Feature scaling is one of the most important prerequisites for most machine learning algorithm. Various features of the dataset can have their range of values being far different from each other. For instance, attributes such as median_house_value tend to be really large numbers compared to, say, the number of bedrooms and when used without scaling, it tends to dominate the scores beyond its allotted weight.

To rectify this, all numerical columns were scaled to a uniform range of 0-1 using the MinMaxScaler function from the scikit-learn library.

Conclusion

This article demonstrates how data science and machine learning can be employed in one aspect of the real estate industry.
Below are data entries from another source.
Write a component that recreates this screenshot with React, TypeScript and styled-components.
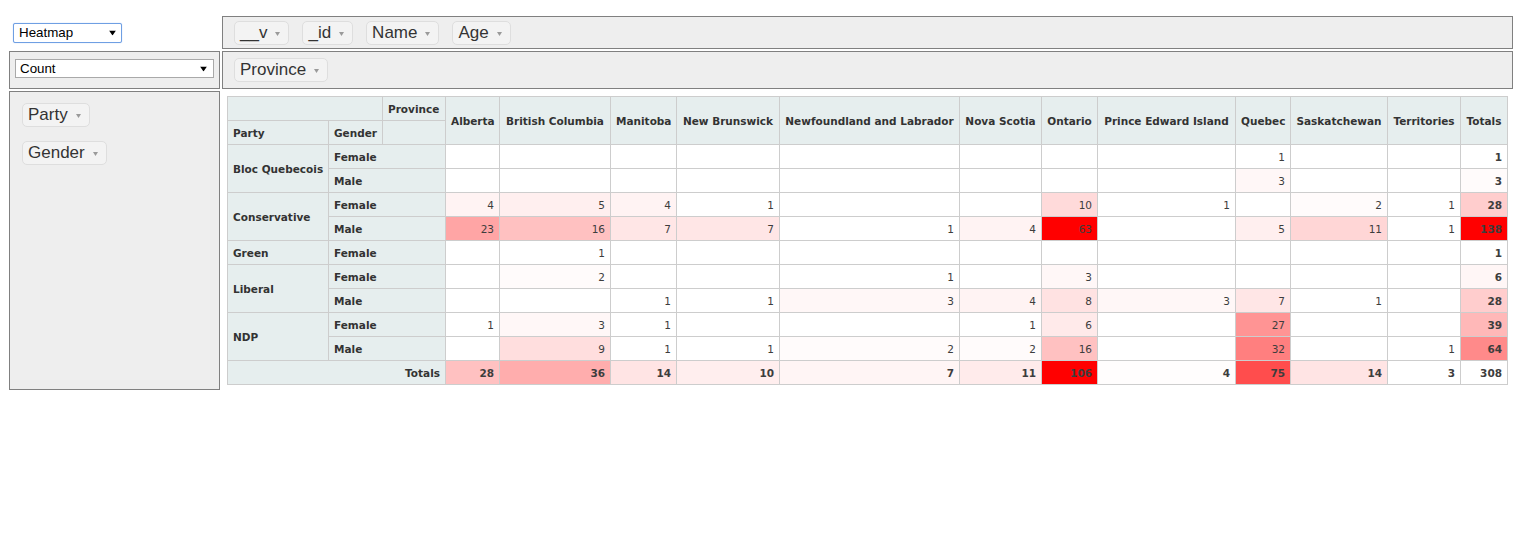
import React from 'react';
import styled, { createGlobalStyle } from 'styled-components';

const GlobalStyle = createGlobalStyle`
  html, body { margin: 0; padding: 0; background: #fff; }
  body { font-family: 'Liberation Sans', Arial, sans-serif; color: #333; }
`;

const Ui = styled.div`
  display: grid;
  grid-template-columns: 211px 1291px;
  grid-template-rows: 33px 38px auto;
  gap: 2px;
  padding: 16px 0 0 9px;
`;

const RendererCell = styled.div`
  display: flex;
  align-items: center;
  padding-left: 4px;
`;

const AxisBox = styled.div<{ $vertical?: boolean }>`
  box-sizing: border-box;
  border: 1px solid #808080;
  background: #eee;
  display: flex;
  flex-direction: ${(p) => (p.$vertical ? 'column' : 'row')};
  align-items: ${(p) => (p.$vertical ? 'flex-start' : 'center')};
  gap: ${(p) => (p.$vertical ? '14px' : '13px')};
  padding: ${(p) => (p.$vertical ? '11px 0 0 12px' : '0 0 0 11px')};
`;

const AggregatorBox = styled.div`
  box-sizing: border-box;
  border: 1px solid #808080;
  background: #eee;
  display: flex;
  align-items: flex-start;
  padding: 7px 5px 0;
`;

const SelectWrap = styled.div<{ $w: string; $h: number }>`
  position: relative;
  width: ${(p) => p.$w};
  height: ${(p) => p.$h}px;
`;

const Select = styled.select<{ $focus?: boolean }>`
  appearance: none;
  -webkit-appearance: none;
  box-sizing: border-box;
  width: 100%;
  height: 100%;
  margin: 0;
  padding: 0 0 0 ${(p) => (p.$focus ? 5 : 4)}px;
  border: 1px solid ${(p) => (p.$focus ? '#6f9fe3' : '#a9a9a9')};
  border-radius: ${(p) => (p.$focus ? 2 : 0)}px;
  box-shadow: ${(p) => (p.$focus ? '0 0 1px rgba(80,140,230,0.6)' : 'none')};
  background: #fff;
  color: #000;
  font-family: 'Liberation Sans', Arial, sans-serif;
  font-size: 13.33px;
  outline: none;
`;

const SelectArrow = styled.svg<{ $right: number }>`
  position: absolute;
  right: ${(p) => p.$right}px;
  top: 50%;
  transform: translateY(-50%);
  pointer-events: none;
`;

const Chip = styled.span`
  display: inline-flex;
  align-items: center;
  gap: 8px;
  box-sizing: border-box;
  height: 24px;
  padding: 0 8px 0 5px;
  background: #f3f3f3;
  border: 1px solid #dedede;
  border-radius: 5px;
  font-size: 17px;
  color: #333;
  white-space: nowrap;
`;

const Triangle = styled.svg`
  flex: none;
  margin-top: 2px;
`;

const RendererArea = styled.div`
  padding: 5px;
`;

const PivotTable = styled.table`
  border-collapse: collapse;
  table-layout: fixed;
  width: 1281px;
  font-family: 'DejaVu Sans', Verdana, sans-serif;
  font-size: 10.5px;
  line-height: 13px;
  text-align: left;
`;

const Col = styled.col<{ $w: number }>`
  width: ${(p) => p.$w}px;
`;

const HeadCell = styled.th<{ $align?: 'left' | 'center' | 'right' }>`
  background: #e6eeee;
  border: 1px solid #cdcdcd;
  padding: 6px 5px 4px;
  font-weight: bold;
  color: #333;
  white-space: nowrap;
  overflow: visible;
  vertical-align: middle;
  text-align: ${(p) => p.$align ?? 'left'};
`;

const ValueCell = styled.td<{ $bold?: boolean }>`
  background: #fff;
  border: 1px solid #cdcdcd;
  padding: 6px 5px 4px;
  color: #3d3d3d;
  text-align: right;
  vertical-align: top;
  white-space: nowrap;
  font-weight: ${(p) => (p.$bold ? 'bold' : 'normal')};
`;

type Cell = number | null;

const provinces = [
  'Alberta',
  'British Columbia',
  'Manitoba',
  'New Brunswick',
  'Newfoundland and Labrador',
  'Nova Scotia',
  'Ontario',
  'Prince Edward Island',
  'Quebec',
  'Saskatchewan',
  'Territories',
];

const _ = null;

const data: { party: string; rows: { gender: string; values: Cell[] }[] }[] = [
  {
    party: 'Bloc Quebecois',
    rows: [
      { gender: 'Female', values: [_, _, _, _, _, _, _, _, 1, _, _] },
      { gender: 'Male', values: [_, _, _, _, _, _, _, _, 3, _, _] },
    ],
  },
  {
    party: 'Conservative',
    rows: [
      { gender: 'Female', values: [4, 5, 4, 1, _, _, 10, 1, _, 2, 1] },
      { gender: 'Male', values: [23, 16, 7, 7, 1, 4, 63, _, 5, 11, 1] },
    ],
  },
  {
    party: 'Green',
    rows: [{ gender: 'Female', values: [_, 1, _, _, _, _, _, _, _, _, _] }],
  },
  {
    party: 'Liberal',
    rows: [
      { gender: 'Female', values: [_, 2, _, _, 1, _, 3, _, _, _, _] },
      { gender: 'Male', values: [_, _, 1, 1, 3, 4, 8, 3, 7, 1, _] },
    ],
  },
  {
    party: 'NDP',
    rows: [
      { gender: 'Female', values: [1, 3, 1, _, _, 1, 6, _, 27, _, _] },
      { gender: 'Male', values: [_, 9, 1, 1, 2, 2, 16, _, 32, _, 1] },
    ],
  },
];

const colWidths = [101, 54, 63, 54, 111, 66, 103, 180, 82, 56, 138, 55, 97, 73, 47];

const scale = (vals: number[]) => {
  const min = Math.min(...vals);
  const max = Math.max(...vals);
  return (x: number) => {
    const nonRed = 255 - Math.round((255 * (x - min)) / (max - min));
    return `rgb(255,${nonRed},${nonRed})`;
  };
};

const allRows = data.flatMap((d) => d.rows.map((r) => r.values));
const dataVals = allRows.flat().filter((v): v is number => v !== null);
const rowTotals = allRows.map((r) => r.reduce<number>((s, v) => s + (v ?? 0), 0));
const colTotals = provinces.map((_p, i) => allRows.reduce<number>((s, r) => s + (r[i] ?? 0), 0));
const grandTotal = rowTotals.reduce((a, b) => a + b, 0);

const dataColor = scale(dataVals);
const rowTotalColor = scale(rowTotals);
const colTotalColor = scale(colTotals);

const DropArrow = ({ right }: { right: number }) => (
  <SelectArrow $right={right} width="7" height="5" viewBox="0 0 7 5">
    <path d="M0 0 H7 L3.5 5 Z" fill="#000" />
  </SelectArrow>
);

const Attr = ({ name }: { name: string }) => (
  <Chip>
    {name}
    <Triangle width="5" height="4" viewBox="0 0 5 4">
      <path d="M0 0 H5 L2.5 4 Z" fill="#9a9a9a" />
    </Triangle>
  </Chip>
);

export default function App() {
  let rowIndex = 0;
  return (
    <>
      <GlobalStyle />
      <Ui>
        <RendererCell>
          <SelectWrap $w="109px" $h={20}>
            <Select $focus defaultValue="Heatmap">
              <option>Table</option>
              <option>Table Barchart</option>
              <option>Heatmap</option>
              <option>Row Heatmap</option>
              <option>Col Heatmap</option>
            </Select>
            <DropArrow right={6} />
          </SelectWrap>
        </RendererCell>
        <AxisBox>
          <Attr name="__v" />
          <Attr name="_id" />
          <Attr name="Name" />
          <Attr name="Age" />
        </AxisBox>
        <AggregatorBox>
          <SelectWrap $w="100%" $h={19}>
            <Select defaultValue="Count">
              <option>Count</option>
              <option>Count Unique Values</option>
              <option>Sum</option>
              <option>Average</option>
            </Select>
            <DropArrow right={7} />
          </SelectWrap>
        </AggregatorBox>
        <AxisBox>
          <Attr name="Province" />
        </AxisBox>
        <AxisBox $vertical>
          <Attr name="Party" />
          <Attr name="Gender" />
        </AxisBox>
        <RendererArea>
          <PivotTable>
            <colgroup>
              {colWidths.map((w, i) => (
                <Col key={i} $w={w} />
              ))}
            </colgroup>
            <thead>
              <tr>
                <HeadCell colSpan={2} />
                <HeadCell>Province</HeadCell>
                {provinces.map((p) => (
                  <HeadCell key={p} rowSpan={2} $align="center">
                    {p}
                  </HeadCell>
                ))}
                <HeadCell rowSpan={2} $align="center">
                  Totals
                </HeadCell>
              </tr>
              <tr>
                <HeadCell>Party</HeadCell>
                <HeadCell>Gender</HeadCell>
                <HeadCell />
              </tr>
            </thead>
            <tbody>
              {data.map((group) =>
                group.rows.map((row, gi) => {
                  const total = rowTotals[rowIndex];
                  rowIndex += 1;
                  return (
                    <tr key={group.party + row.gender}>
                      {gi === 0 && <HeadCell rowSpan={group.rows.length}>{group.party}</HeadCell>}
                      <HeadCell colSpan={2}>{row.gender}</HeadCell>
                      {row.values.map((v, i) => (
                        <ValueCell
                          key={i}
                          style={v !== null ? { backgroundColor: dataColor(v) } : undefined}
                        >
                          {v ?? ''}
                        </ValueCell>
                      ))}
                      <ValueCell $bold style={{ backgroundColor: rowTotalColor(total) }}>
                        {total}
                      </ValueCell>
                    </tr>
                  );
                }),
              )}
              <tr>
                <HeadCell colSpan={3} $align="right">
                  Totals
                </HeadCell>
                {colTotals.map((t, i) => (
                  <ValueCell key={i} $bold style={{ backgroundColor: colTotalColor(t) }}>
                    {t}
                  </ValueCell>
                ))}
                <ValueCell $bold>{grandTotal}</ValueCell>
              </tr>
            </tbody>
          </PivotTable>
        </RendererArea>
      </Ui>
    </>
  );
}
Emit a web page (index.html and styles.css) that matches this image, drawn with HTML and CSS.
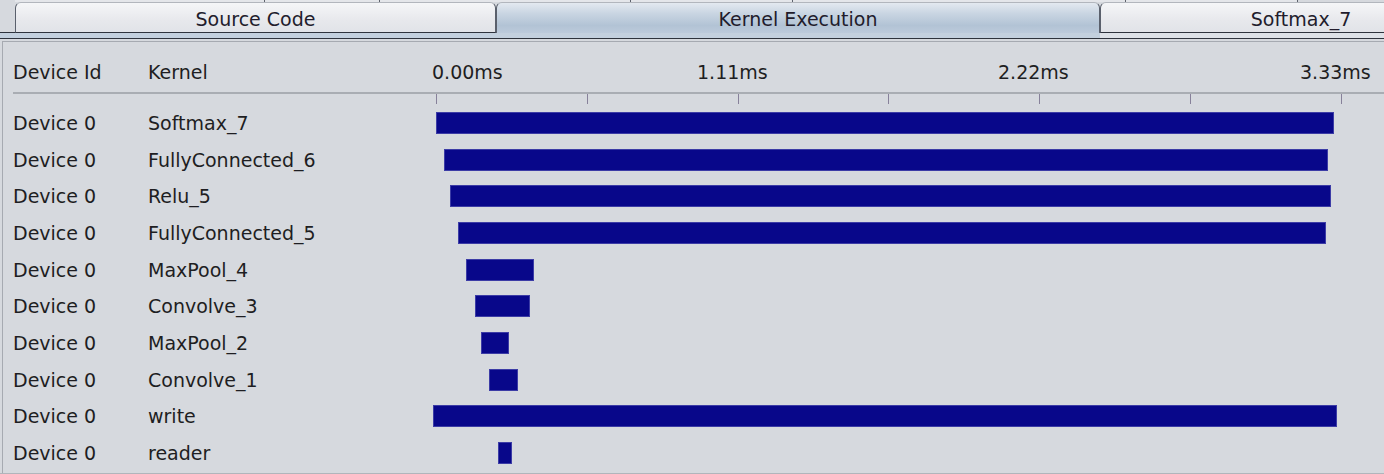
FILE: index.html
```html
<!DOCTYPE html>
<html>
<head>
<meta charset="utf-8">
<link rel="stylesheet" href="styles.css">
</head>
<body>
<div class="top-strip">
  <div class="seg seg-a"></div>
  <div class="seg seg-b"></div>
  <div class="seg seg-c"></div>
  <div class="seg seg-d"></div>
  <div class="seg seg-e"></div>
  <div class="seg seg-f"></div>
  <div class="seg seg-g"></div>
</div>
<div class="tabs">
  <div class="tab tab-source">Source Code</div>
  <div class="tab tab-kernel selected">Kernel Execution</div>
  <div class="tab tab-softmax">Softmax_7</div>
</div>
<div class="band"></div>
<div class="panel">
  <div class="header">
    <div class="c-dev">Device Id</div>
    <div class="c-ker">Kernel</div>
    <div class="scale">
      <span>0.00ms</span><span>1.11ms</span><span>2.22ms</span><span>3.33ms</span>
    </div>
  </div>
  <div class="sep"></div>
  <div class="ticks"><i></i><i></i><i></i><i></i><i></i><i></i><i></i></div>
  <div class="rows">
    <div class="row"><div class="c-dev">Device 0</div><div class="c-ker">Softmax_7</div><div class="track"><div class="bar" style="margin-left:4px;width:898px"></div></div></div>
    <div class="row"><div class="c-dev">Device 0</div><div class="c-ker">FullyConnected_6</div><div class="track"><div class="bar" style="margin-left:12px;width:884px"></div></div></div>
    <div class="row"><div class="c-dev">Device 0</div><div class="c-ker">Relu_5</div><div class="track"><div class="bar" style="margin-left:18px;width:881px"></div></div></div>
    <div class="row"><div class="c-dev">Device 0</div><div class="c-ker">FullyConnected_5</div><div class="track"><div class="bar" style="margin-left:26px;width:868px"></div></div></div>
    <div class="row"><div class="c-dev">Device 0</div><div class="c-ker">MaxPool_4</div><div class="track"><div class="bar" style="margin-left:34px;width:68px"></div></div></div>
    <div class="row"><div class="c-dev">Device 0</div><div class="c-ker">Convolve_3</div><div class="track"><div class="bar" style="margin-left:43px;width:55px"></div></div></div>
    <div class="row"><div class="c-dev">Device 0</div><div class="c-ker">MaxPool_2</div><div class="track"><div class="bar" style="margin-left:49px;width:28px"></div></div></div>
    <div class="row"><div class="c-dev">Device 0</div><div class="c-ker">Convolve_1</div><div class="track"><div class="bar" style="margin-left:57px;width:29px"></div></div></div>
    <div class="row"><div class="c-dev">Device 0</div><div class="c-ker">write</div><div class="track"><div class="bar" style="margin-left:1px;width:904px"></div></div></div>
    <div class="row"><div class="c-dev">Device 0</div><div class="c-ker">reader</div><div class="track"><div class="bar" style="margin-left:66px;width:14px"></div></div></div>
  </div>
  <div class="foot"></div>
</div>
</body>
</html>
```
FILE: styles.css
```css
html, body {
  margin: 0;
  padding: 0;
}
body {
  width: 1384px;
  height: 474px;
  overflow: hidden;
  background: #d6d9de;
  font-family: "DejaVu Sans", sans-serif;
  font-size: 19px;
  color: #1e1e22;
}
.top-strip {
  display: flex;
  height: 2px;
}
.seg {
  flex-shrink: 0;
  height: 2px;
  background: #e4e6ea;
  border-right: 1px solid #5d626c;
  box-sizing: border-box;
}
.seg-a { width: 15px; background: #d6d9de; border-right: none; }
.seg-b { width: 250px; }
.seg-c { width: 115px; }
.seg-d { width: 251px; }
.seg-e { width: 162px; }
.seg-f { width: 333px; }
.seg-g { width: 172px; }
.tabs {
  display: flex;
  align-items: flex-end;
  height: 31px;
  padding-left: 15px;
  background: linear-gradient(to bottom, #d6d9de 0, #d6d9de 30px, #2e333d 30px);
}
.tab {
  flex-shrink: 0;
  box-sizing: border-box;
  height: 31px;
  display: flex;
  align-items: center;
  justify-content: center;
  padding-top: 2px;
  border: 1px solid #5a606c;
  border-top-color: #b2b6bd;
  border-bottom-color: #2e333d;
  border-radius: 6px 6px 0 0;
  background: linear-gradient(to bottom, #f5f6f8, #e7e8ec 60%, #e1e3e8);
  color: #221c2c;
}
.tab-source { width: 481px; }
.tab-kernel { width: 604px; }
.tab-softmax { width: 402px; }
.tab.selected {
  border-bottom: none;
  padding-top: 1px;
  background: linear-gradient(to bottom, #e3e9f0, #c9d5e2 35%, #b2c3d5 75%, #bccadb);
}
.band {
  height: 5px;
  border-bottom: 1px solid #2e333d;
  background: linear-gradient(to right, #c3d0de 0, #c3d0de 1100px, #dde1e7 1100px);
}
.panel {
  margin: 2px 0 0 2px;
  border-top: 1px solid #a6aab1;
  border-left: 1px solid #a6aab1;
  padding-left: 10px;
}
.header {
  display: grid;
  grid-template-columns: 135px 284px 1fr;
  align-items: center;
  height: 40px;
  padding-top: 10px;
}
.scale {
  display: grid;
  grid-template-columns: 265px 301px 302px auto;
}
.sep {
  height: 2px;
  background: #a9adb3;
}
.ticks {
  display: flex;
  justify-content: space-between;
  width: 906px;
  height: 10px;
  margin: 0 0 0 423px;
}
.ticks i {
  display: block;
  width: 1px;
  height: 10px;
  background: #87819a;
}
.rows {
  padding-top: 0.65px;
}
.row {
  display: grid;
  grid-template-columns: 135px 284px 1fr;
  align-items: center;
  height: 36.7px;
}
.track {
  display: flex;
  align-items: center;
}
.bar {
  flex-shrink: 0;
  box-sizing: border-box;
  height: 22px;
  background: #08078a;
  border: 1px solid #3c3ca6;
}
.foot {
  height: 4px;
  margin-left: -13px;
  margin-top: 1px;
  background: #b1b5bb;
}
```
As shown in this study, Python libraries such as Pandas can be used for visualization and statistical analysis, and libraries such as Folium and the ArcGIS API for Python for spatial analysis.

I sought to make a simple illustration of some of the most common and important steps involved in data pre-processing. Usually, the depth to which one will go in exploring the data will depend on what kind of relationships you seek to uncover. In most cases the process may not be as simple as I have illustrated above, starting from the data retrieval stage, data is generally not easily accessible. Secondly, the data cleaning stage will most likely be an iterative process as you may have to run different tests over and over just to ensure that the data is clean enough for the model.

Another thing to note is that the input data was spatially enriched with information about the different counties where observed districts are found. This could be extended to further engineering using various APIs depending on the kind of model one intends to build and also the kind of business problem one seeks to answer.